Last Saturday the 26th of November four specimens of bottlenose dolphins arrived to Lanzarote, from Duisburg and Nuremberg (Germany), which were successfully transported in a specially equipped transport airplane in the company of a team of veterinarians, biologists and caregivers.

Their acclimatization to the new facilities built for them is satisfactory in every way. Their health is optimum, they feed normally and thoroughly enjoy the seven million litres of seawater that fill the spacious and deep pools of their new home.

These four specimens belong to the species Tursiops truncatus (mular, bottlenose, tursion or tonina) and in particular to the coastal subspecies, an ecotype that inhabits warm and shallow water, between three and ten meters of depth, always remains close to the coasts and usually forms small groups (pods) of between three and fourteen animals. 

 The newcomers in Lanzarote belong to a third generation born in captivity in dolphinariums in Germany and the Netherlands: Diego and Darwin were born in 2011 in Duisburg zoo, Noah in 1993 in Nuremberg and Kai in 2010 in the dolphinarium of Harderwijk, although from there he was then transferred to the zoo in Nuremberg.

 It was weird to see that during the first three days at the dolphinarium, the couples formed by Diego and Darwin on one hand and Noaj and Kai on the other did not interact with each other. The reason for this was that the two couples, who had been in Duisburg and Nuremberg, did not know each other. However, on the fourth day the four began to swim and play together.
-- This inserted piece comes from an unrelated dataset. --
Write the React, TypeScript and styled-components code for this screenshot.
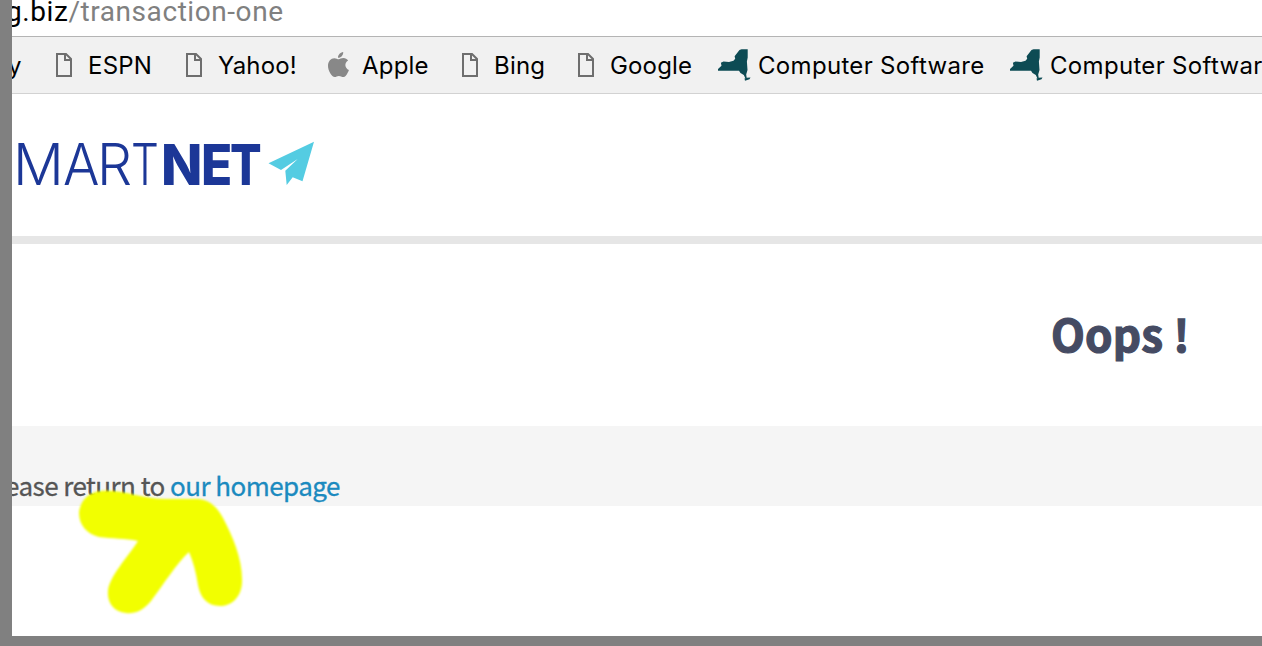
import React from 'react';
import styled, { createGlobalStyle } from 'styled-components';

const GlobalStyle = createGlobalStyle`
  * { box-sizing: border-box; }
  body { margin: 0; background: #808080; overflow: hidden; }
`;

const Frame = styled.div`
  width: 1262px;
  height: 646px;
  padding: 0 0 10px 12px;
  background: #808080;
`;

const Screen = styled.div`
  position: relative;
  height: 636px;
  background: #fff;
  overflow: hidden;
  display: flex;
  flex-direction: column;
`;

const AddressBar = styled.div`
  height: 37px;
  flex: none;
  border-bottom: 1px solid #b4b4b4;
  font: 400 28px/34px Roboto, sans-serif;
  letter-spacing: 0.57px;
  white-space: nowrap;
  color: #000;
`;

const Address = styled.div`
  margin: -5px 0 0 -6px;
`;

const UrlPath = styled.span`
  color: #808080;
`;

const BookmarkBar = styled.nav`
  display: flex;
  flex: none;
  height: 57px;
  background: #f1f1f1;
  border-bottom: 1px solid #d2d2d2;
`;

const Bookmark = styled.div<{ $width: number; $spacing?: number }>`
  display: flex;
  flex: none;
  align-items: center;
  width: ${p => p.$width}px;
  height: 56px;
  font: 400 24px/30px Inter, sans-serif;
  letter-spacing: ${p => p.$spacing ?? 0}px;
  white-space: nowrap;
  color: #000;
`;

const Label = styled.span<{ $clipped?: boolean }>`
  padding-top: 2px;
  margin-left: ${p => (p.$clipped ? -4 : 0)}px;
`;

const IconSlot = styled.span<{ $width: number }>`
  display: flex;
  flex: none;
  width: ${p => p.$width}px;
`;

const Header = styled.header`
  display: flex;
  flex: none;
  height: 150px;
  border-bottom: 8px solid #e6e6e6;
`;

const Logo = styled.div`
  display: flex;
  height: 142px;
  padding-left: 1px;
  color: #1c3797;
  white-space: nowrap;
`;

const LogoLetter = styled.span<{ $width: number; $bold?: boolean; $stretch: number }>`
  width: ${p => p.$width}px;
  font: ${p => (p.$bold ? 850 : 270)} 57px/141px Inter, sans-serif;
  transform: scaleX(${p => p.$stretch});
  transform-origin: left;
`;

const Plane = styled.svg`
  margin-top: 47px;
`;

const Title = styled.h1`
  flex: none;
  height: 182px;
  margin: 0;
  padding: 0 0 0 1039px;
  font: 700 44px/178px 'Noto Sans CJK SC', sans-serif;
  letter-spacing: 0.2px;
  -webkit-text-stroke: 1.2px #454b63;
  color: #454b63;
  white-space: nowrap;
`;

const Message = styled.p`
  flex: none;
  height: 80px;
  margin: 0;
  padding-top: 39px;
  background: #f5f5f5;
  font: 400 26px/40px 'Noto Sans CJK SC', sans-serif;
  letter-spacing: -0.55px;
  -webkit-text-stroke: 0.3px;
  color: #555;
  white-space: nowrap;
`;

const MessageText = styled.span`
  display: block;
  margin-left: -7px;
`;

const Link = styled.a`
  color: #1b8abf;
`;

const Marker = styled.svg`
  position: absolute;
  left: 58px;
  top: 480px;
`;

const PageIcon = () => (
  <svg width="18" height="24" viewBox="0 0 18 24" fill="none" stroke="#6e6e6e" strokeWidth="2">
    <path d="M2 1h9l5 5v17H2z" />
    <path d="M10 1v6h6" />
  </svg>
);

const AppleIcon = () => (
  <svg width="22" height="27" viewBox="0 0 22 27" fill="#888">
    <path d="M15.2 0C15.5 3 13 6 10 5.8 9.7 3.1 12.2.5 15.2 0z" />
    <path d="M10.7 7.3c1.2 0 2.5-1.2 4.8-1.2 1.8 0 3.6.9 4.6 2.4-4 2.3-3.4 7.8.8 9.4-1 2.9-3.2 7.2-5.7 7.2-1.7 0-2.3-1.1-4.3-1.1s-2.7 1.1-4.2 1.1C3.8 25.1 0 18.9 0 14.1 0 9 3 6.2 6.2 6.2c2 0 3.3 1.1 4.5 1.1z" />
  </svg>
);

const StateIcon = () => (
  <svg width="33" height="32" viewBox="0 0 33 32" fill="#0d4b54">
    <path d="M21.5 1l2-.8h6.2v8.3l-.8 4 .6 8.5-1.3 4.5.5 3.5h-1.5l-1.400-3-3.300-2-1.500-2.300H0v-1.700l3.500-3.300-.6-3 2.600-1.300 5.500.5 4.500-1.100 1.700-2-.6-2.500z" />
    <path d="M26.500 29.500l2-.8 4-.2-1 1.800-4.500 1.500z" />
  </svg>
);

type Entry = { label: string; kind: 'page' | 'apple' | 'state'; width: number; spacing: number };

const bookmarks: Entry[] = [
  { label: 'ESPN', kind: 'page', width: 130, spacing: 0.2 },
  { label: 'Yahoo!', kind: 'page', width: 143, spacing: 0.15 },
  { label: 'Apple', kind: 'apple', width: 133, spacing: 0.2 },
  { label: 'Bing', kind: 'page', width: 116, spacing: 0.2 },
  { label: 'Google', kind: 'page', width: 141, spacing: 0.15 },
  { label: 'Computer Software', kind: 'state', width: 292, spacing: 0.32 },
  { label: 'Computer Software', kind: 'state', width: 292, spacing: 0.32 },
];

const icons = { page: PageIcon, apple: AppleIcon, state: StateIcon };
const slotWidth = { page: 33, apple: 34, state: 40 };

const logoLetters = [
  { char: 'M', width: 50, stretch: 0.99 },
  { char: 'A', width: 34, stretch: 0.95 },
  { char: 'R', width: 34, stretch: 0.97 },
  { char: 'T', width: 30, stretch: 0.77 },
  { char: 'N', width: 40, stretch: 0.95, bold: true },
  { char: 'E', width: 29, stretch: 0.9, bold: true },
  { char: 'T', width: 38, stretch: 0.82, bold: true },
];

export default function App() {
  return (
    <Frame>
      <GlobalStyle />
      <Screen>
        <AddressBar>
          <Address>g.biz<UrlPath>/transaction-one</UrlPath></Address>
        </AddressBar>
        <BookmarkBar>
          <Bookmark $width={43}><Label $clipped>y</Label></Bookmark>
          {bookmarks.map((b, i) => {
            const Icon = icons[b.kind];
            return (
              <Bookmark key={i} $width={b.width} $spacing={b.spacing}>
                <IconSlot $width={slotWidth[b.kind]}><Icon /></IconSlot>
                <Label>{b.label}</Label>
              </Bookmark>
            );
          })}
        </BookmarkBar>
        <Header>
          <Logo>
            {logoLetters.map((l, i) => (
              <LogoLetter key={i} $width={l.width} $bold={l.bold} $stretch={l.stretch}>{l.char}</LogoLetter>
            ))}
          </Logo>
          <Plane width="48" height="46" viewBox="0 0 48 46" fill="#54cce2">
            <path d="M46 .8L34.500 40.200 24.700 36.300 18.700 43.900 17.300 29.700 29.700 18 13 29 .5 22.300z" />
          </Plane>
        </Header>
        <Title>Oops !</Title>
        <Message>
          <MessageText>ease return to <Link>our homepage</Link></MessageText>
        </Message>
        <Marker width="190" height="150" viewBox="70 480 190 150">
          <defs>
            <filter id="soft"><feGaussianBlur stdDeviation="1.1" /></filter>
          </defs>
          <path
            filter="url(#soft)"
            fill="#f2ff00"
            d="M101 491C121 489 144 499 165 499L198 499C210 500 217 507 223 518C233 537 243 560 242 583C241 598 231 606 220 606C207 606 200 597 198 585C196 572 193 561 189 552C177 563 163 585 151 601C143 611 134 614 126 613C114 612 107 603 108 591C109 577 127 558 138 541C125 538 112 539 99 537C87 534 79 525 79 513C80 501 88 492 101 491Z"
          />
        </Marker>
      </Screen>
    </Frame>
  );
}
Now they form a group of four friends, one team.

 This was, of course, the objective of the European Program for Endangered Species (EEP) which, according to the experts and the European Aquatic Mammal Association’s (EAAM) opinion, they considered that the best thing for the dolphins at Rancho Texas Lanzarote Park was to form a “bachelor group” the same as what sea lions, seals, deer, horses or elephants and also wild dolphins do in nature.